Yeah, so I get inside and, I’ll be jiggered, what do I see in front of me? A doggone wine bar. Whoa Nelly!

The motto of the national 4-H Clubs is “Head, Heart, Hands, and Health.” Foodland Farms adds a fifth one: “Hubris.”

A Little Asphalt Would Be Nice

Fifth Day Wish: When my immigrant grandparents came to this country, they thought our streets were paved with gold.

Now, I just wish our streets were paved with something.

Sixth Day Wish: I wish our state legislators would quit being so weaselly and wobbly about gut and replace. Dudes and dudesses, stop with the hypocrisy already. Who you kidding? Gut and replace exists because you want it to. You like it. It makes your job easier.

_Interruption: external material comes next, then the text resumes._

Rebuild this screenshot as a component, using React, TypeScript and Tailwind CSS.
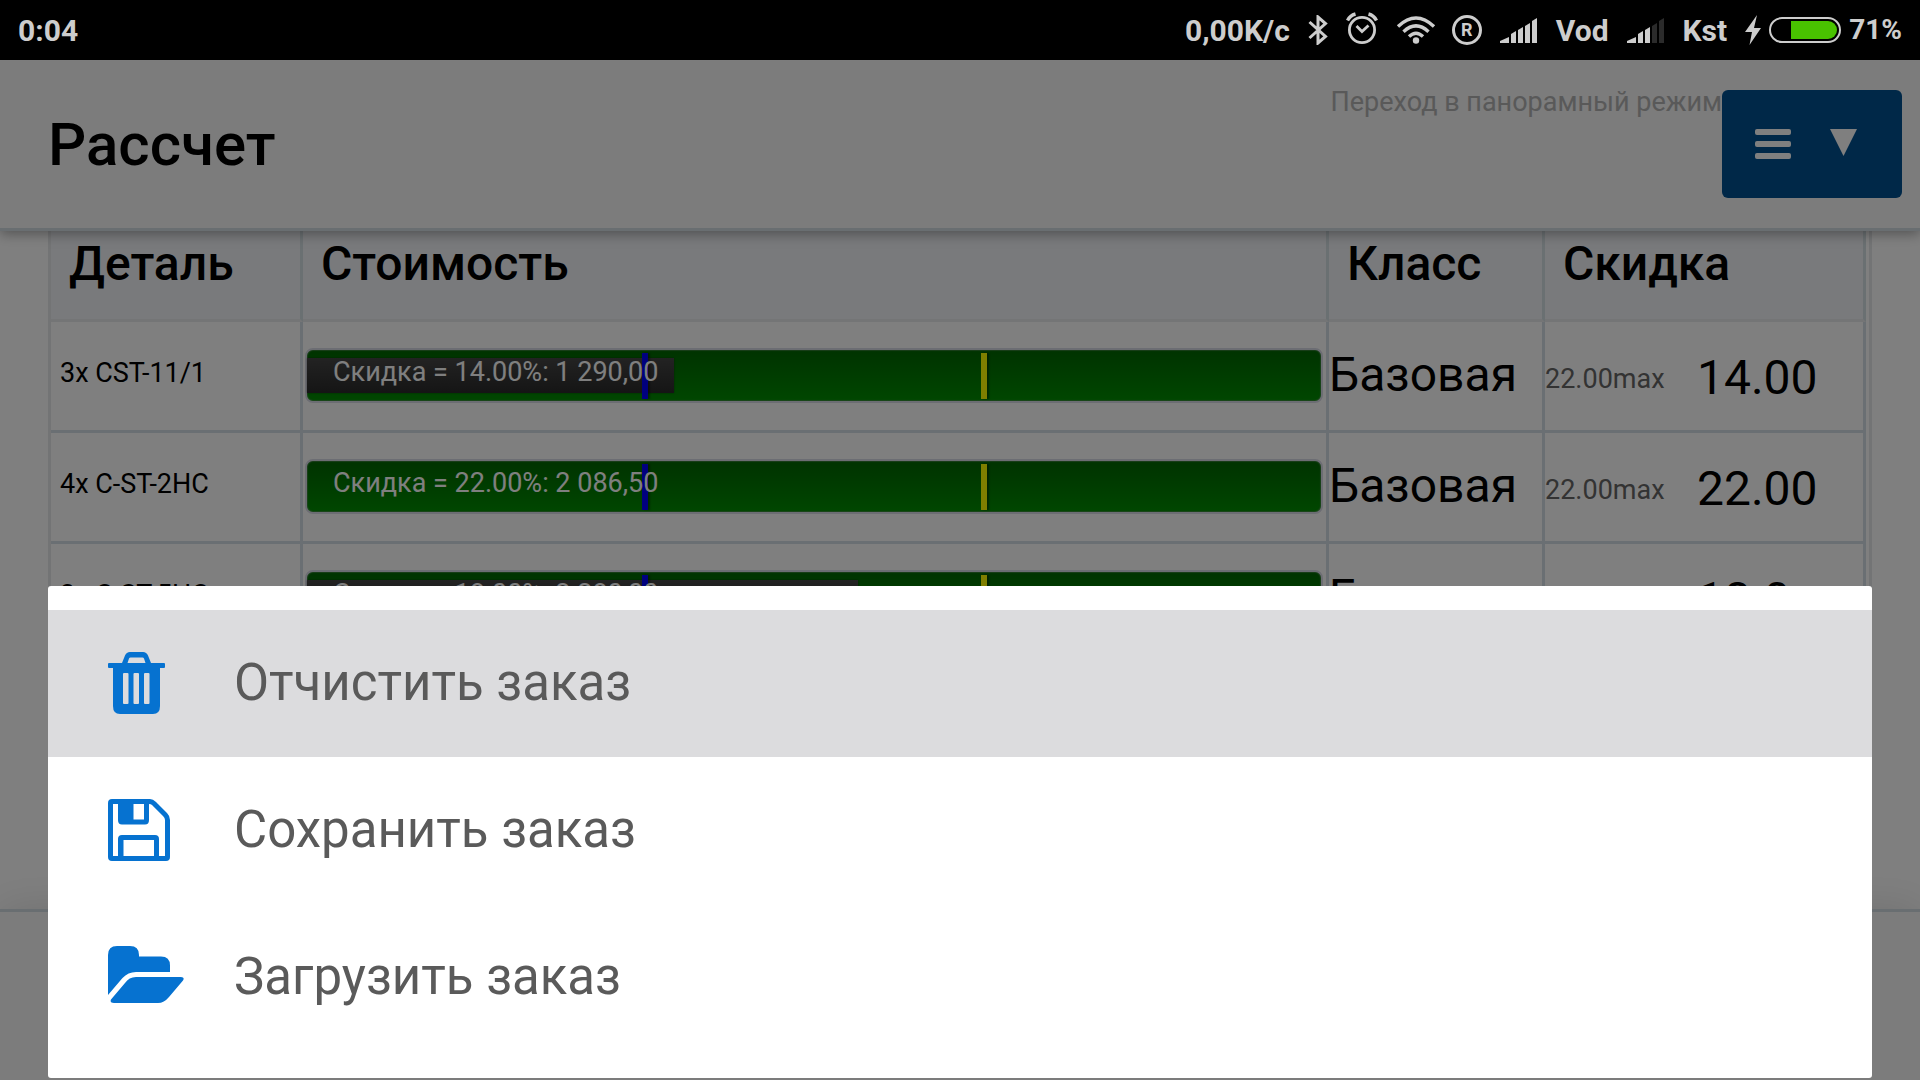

It gives what in legislature lingo you would call “essential flexibility,” but which we commoners call lack of transparency and accountability, as you do those cloak-and-dagger last-minute Final Night deeds inside your lair in those dimly lit halls amidst the creepy shadows of the deserted downtown.

Seventh Day Wish: My sincere, best wishes on his future endeavors to ex-police chief and new felon Louis Kealoha who, as Civil Beat recently put it, “doesn’t appear eager to pay back what he owes” to Honolulu’s taxpayers for being a crook.

Yeah, he’s about as eager to pay back that quarter of a million as I am to buy clothes from his personal haberdasher.

Clarity From HART

Eighth Day Wish: I wish rail CEO Andrew Robbins would say something — anything — of substance.

SANTA: Where’s your Christmas list?

ROBBINS: Mister Claus and the Claus public, be reassured that my team and I …

SANTA: It’s due in 15 minutes.

ROBBINS: … are presently doing the required Christmas-listical due diligence, and we are confident that …

SANTA: You never turned in last year’s list.

ROBBINS … that we will overcome the few remaining bumps in the road propitiously and efficiently so that …

HART Executive Director Andrew Robbins at HART Board Meeting.
A few words of substance from HART Executive Director Andrew Robbins would be nice. Cory Lum/Civil Beat

SANTA: My elves suspect some of you should be on the naughty list.

ROBBINS: Because that investigation is pending, I have no comment. As I was saying …

SANTA: Keep in mind that it’s better to give than …

ROBBINS: Yes, of course, than to receive. No doubt.  Let me speak to that and be perfectly transparent. The public can be reassured that our team has both the plan and the where-withal-atality to implement our gift-giving process fairly, fully, and responsibly.

SANTA: Really? How are you going to pay for that?

ROBBINS: Presently our plan is to consolidate all remaining gift-giving costs by mean of a public-private partnership with the Easter Bunny. This will result in significant cost-savings by putting all of our eggs in one basket.

And to do so both under budget and on time.

Special Bonus Wish to the soon-to-be defunct Pier 1 Stores in Hawaii for selling Christmas tree ornaments adorned with Jewish stars and Hanukkah symbols.

A fond aloha to you, Pier 1, and a merry, merry White Kwanzaa.